The second half of the book inclines towards exegesis. The sections on the ‘miracles’ at Fatima and the durability of the State of Israel as evidence of an interventionist (and Judeo-Christian) God represents an unexpected, if not unwelcome, editorial change of tone. But overall this is a book which provides theological and scientific ammunition for people of faith who frequently feel outgunned in the theological culture wars.
At times, the bald projections of cosmology are so profound as to be elegiac. Take this one:
The best available data agrees that unless the laws of nature change over time, the Universe will end in thermal death. All stars will eventually be extinguished, every source of energy will be consumed, and the universe will grow colder and colder until it tends towards a temperature of absolute zero and a state of maximum entropy, in which no further thermodynamic reactions are possible.

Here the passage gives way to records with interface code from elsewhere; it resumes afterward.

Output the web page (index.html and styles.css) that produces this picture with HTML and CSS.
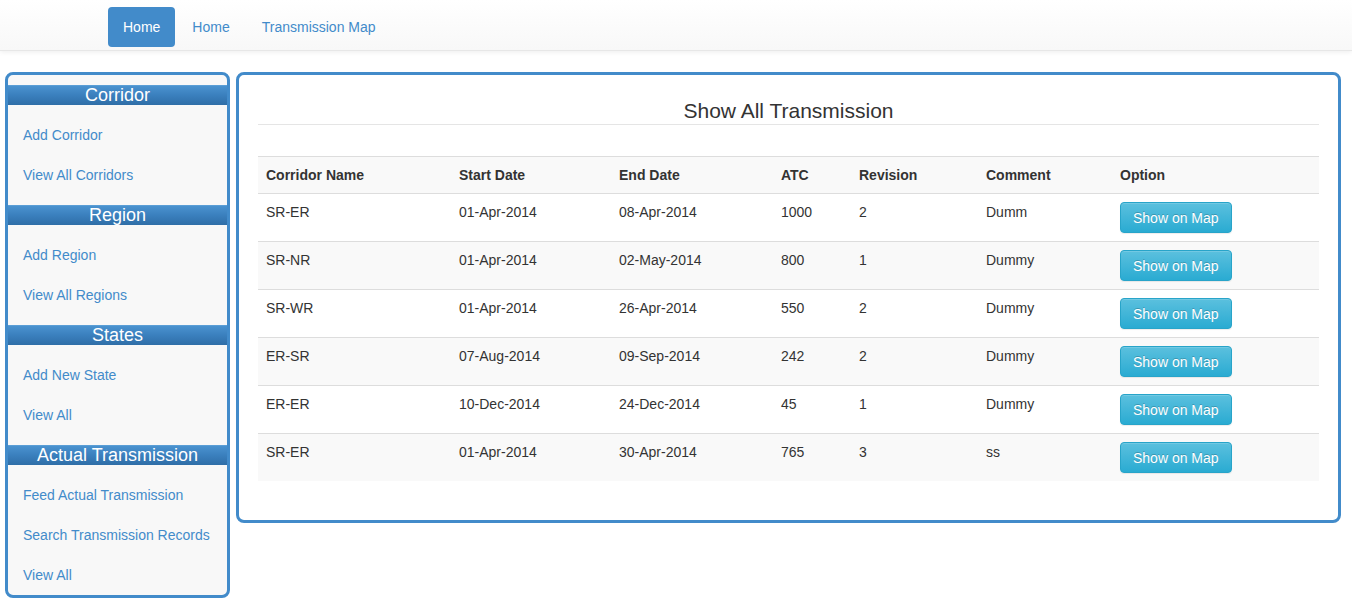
FILE: index.html
```html
<!DOCTYPE html>
<html>
<head>
<meta charset="utf-8">
<title>Show All Transmission</title>
<link rel="stylesheet" href="styles.css">
</head>
<body>
<div class="navbar">
  <ul class="nav">
    <li class="active"><a href="#">Home</a></li>
    <li><a href="#">Home</a></li>
    <li><a href="#">Transmission Map</a></li>
  </ul>
</div>
<div class="page">
  <aside class="sidebar">
    <div class="side-head">Corridor</div>
    <ul class="side-links">
      <li><a href="#">Add Corridor</a></li>
      <li><a href="#">View All Corridors</a></li>
    </ul>
    <div class="side-head">Region</div>
    <ul class="side-links">
      <li><a href="#">Add Region</a></li>
      <li><a href="#">View All Regions</a></li>
    </ul>
    <div class="side-head">States</div>
    <ul class="side-links">
      <li><a href="#">Add New State</a></li>
      <li><a href="#">View All</a></li>
    </ul>
    <div class="side-head">Actual Transmission</div>
    <ul class="side-links">
      <li><a href="#">Feed Actual Transmission</a></li>
      <li><a href="#">Search Transmission Records</a></li>
      <li><a href="#">View All</a></li>
    </ul>
  </aside>
  <main class="panel">
    <h3 class="title">Show All Transmission</h3>
    <table class="grid">
      <tbody>
        <tr class="head">
          <th class="c1">Corridor Name</th>
          <th class="c2">Start Date</th>
          <th class="c3">End Date</th>
          <th class="c4">ATC</th>
          <th class="c5">Revision</th>
          <th class="c6">Comment</th>
          <th class="c7">Option</th>
        </tr>
        <tr>
          <td>SR-ER</td><td>01-Apr-2014</td><td>08-Apr-2014</td><td>1000</td><td>2</td><td>Dumm</td>
          <td><button class="btn">Show on Map</button></td>
        </tr>
        <tr>
          <td>SR-NR</td><td>01-Apr-2014</td><td>02-May-2014</td><td>800</td><td>1</td><td>Dummy</td>
          <td><button class="btn">Show on Map</button></td>
        </tr>
        <tr>
          <td>SR-WR</td><td>01-Apr-2014</td><td>26-Apr-2014</td><td>550</td><td>2</td><td>Dummy</td>
          <td><button class="btn">Show on Map</button></td>
        </tr>
        <tr>
          <td>ER-SR</td><td>07-Aug-2014</td><td>09-Sep-2014</td><td>242</td><td>2</td><td>Dummy</td>
          <td><button class="btn">Show on Map</button></td>
        </tr>
        <tr>
          <td>ER-ER</td><td>10-Dec-2014</td><td>24-Dec-2014</td><td>45</td><td>1</td><td>Dummy</td>
          <td><button class="btn">Show on Map</button></td>
        </tr>
        <tr>
          <td>SR-ER</td><td>01-Apr-2014</td><td>30-Apr-2014</td><td>765</td><td>3</td><td>ss</td>
          <td><button class="btn">Show on Map</button></td>
        </tr>
      </tbody>
    </table>
  </main>
</div>
</body>
</html>
```

FILE: styles.css
```css
* { box-sizing: border-box; }

body {
  margin: 0;
  font-family: "Liberation Sans", Arial, sans-serif;
  font-size: 14px;
  line-height: 20px;
  color: #333;
  background: #fff;
}

a { color: #428bca; text-decoration: none; }

.navbar {
  height: 51px;
  background: linear-gradient(to bottom, #ffffff 0, #f8f8f8 100%);
  border-bottom: 1px solid #e7e7e7;
  box-shadow: 0 1px 5px rgba(0, 0, 0, 0.075);
}

.nav {
  list-style: none;
  margin: 0;
  padding: 7px 0 0 108px;
  display: flex;
  gap: 2px;
}

.nav a {
  display: block;
  padding: 10px 15px;
  line-height: 20px;
  border-radius: 4px;
}

.nav .active a {
  background: #428bca;
  color: #fff;
}

.page {
  display: flex;
  align-items: flex-start;
  gap: 6px;
  padding: 21px 11px 0 5px;
}

.sidebar {
  width: 225px;
  flex: none;
  border: 3px solid #428bca;
  border-radius: 8px;
  background: #f8f8f8;
  padding-top: 10px;
}

.side-head {
  height: 20px;
  font-size: 18px;
  line-height: 18px;
  color: #fff;
  text-align: center;
  background: linear-gradient(to bottom, #4a92cf 0, #3a7fbd 50%, #2f6ea7 100%);
  border-top: 1px solid #5a9ed6;
}

.side-links {
  list-style: none;
  margin: 0 0 10px;
  padding: 10px 0 0;
}

.side-links:last-child { margin-bottom: 0; }

.side-links a {
  display: block;
  padding: 10px 15px;
  line-height: 20px;
}

.panel {
  flex: 1;
  border: 3px solid #428bca;
  border-radius: 8px;
  background: #fff;
  padding: 19px;
}

.title {
  margin: 0;
  padding: 6px 0 2px;
  font-size: 21px;
  font-weight: normal;
  line-height: 22px;
  text-align: center;
  color: #333;
  border-bottom: 1px solid #e5e5e5;
}

.grid {
  width: 100%;
  margin: 31px 0 20px;
  border-collapse: collapse;
  table-layout: fixed;
}

.grid th,
.grid td {
  padding: 8px;
  line-height: 20px;
  text-align: left;
  vertical-align: top;
  border-top: 1px solid #ddd;
}

.grid th { font-weight: bold; }

.grid tr:nth-child(odd) { background: #f9f9f9; }

.c1 { width: 193px; }
.c2 { width: 160px; }
.c3 { width: 162px; }
.c4 { width: 78px; }
.c5 { width: 127px; }
.c6 { width: 134px; }

.btn {
  display: inline-block;
  height: 31px;
  padding: 6px 12px 4px;
  font-family: "Liberation Sans", Arial, sans-serif;
  font-size: 14px;
  line-height: 19px;
  color: #fff;
  background: linear-gradient(to bottom, #5bc0de 0, #2aabd2 100%);
  border: 1px solid #28a4c9;
  border-radius: 4px;
  box-shadow: inset 0 1px 0 rgba(255, 255, 255, 0.15), 0 1px 1px rgba(0, 0, 0, 0.075);
  text-shadow: 0 -1px 0 rgba(0, 0, 0, 0.2);
  cursor: pointer;
}
```
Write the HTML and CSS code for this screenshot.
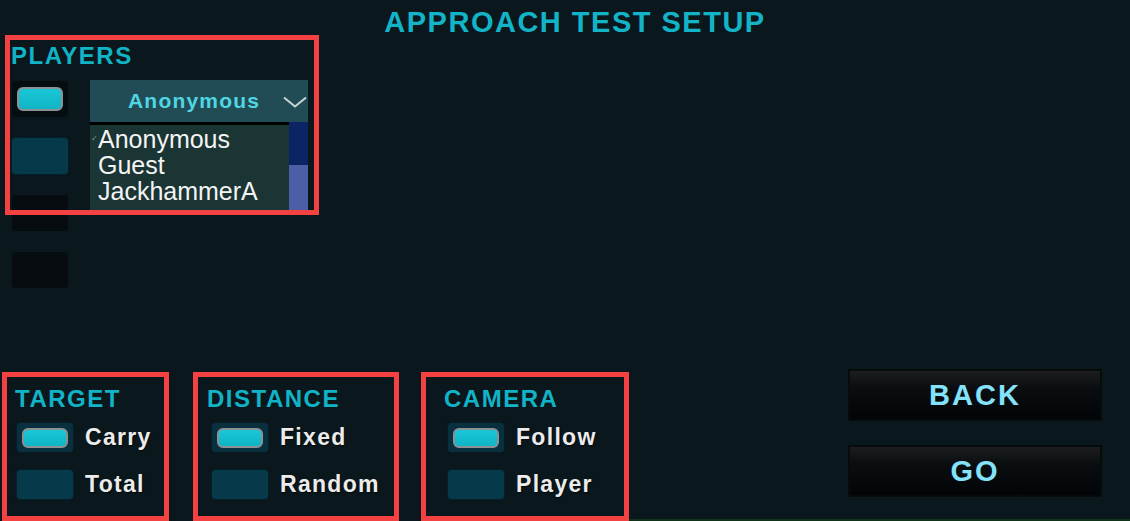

It is estimated that this ‘Dark Era’ will occur around 10 to the power of 100 years from now.
What a bleakly haunting image. The ultimate Last Thing. The very final photon; the product of a universe that is born in the Big Bang, but which eventually (a word doing a lot of semantic heavy-lifting) comes to a distant end. I’m not sure, however, what it says about the nature of God and His plans for us. If the Big Bang does end with a slow deflation and, ultimately, nothingness, how should the faithful respond? With fearful awe, loving gratitude or, as the Bible suggests, a peace that surpasses all understanding?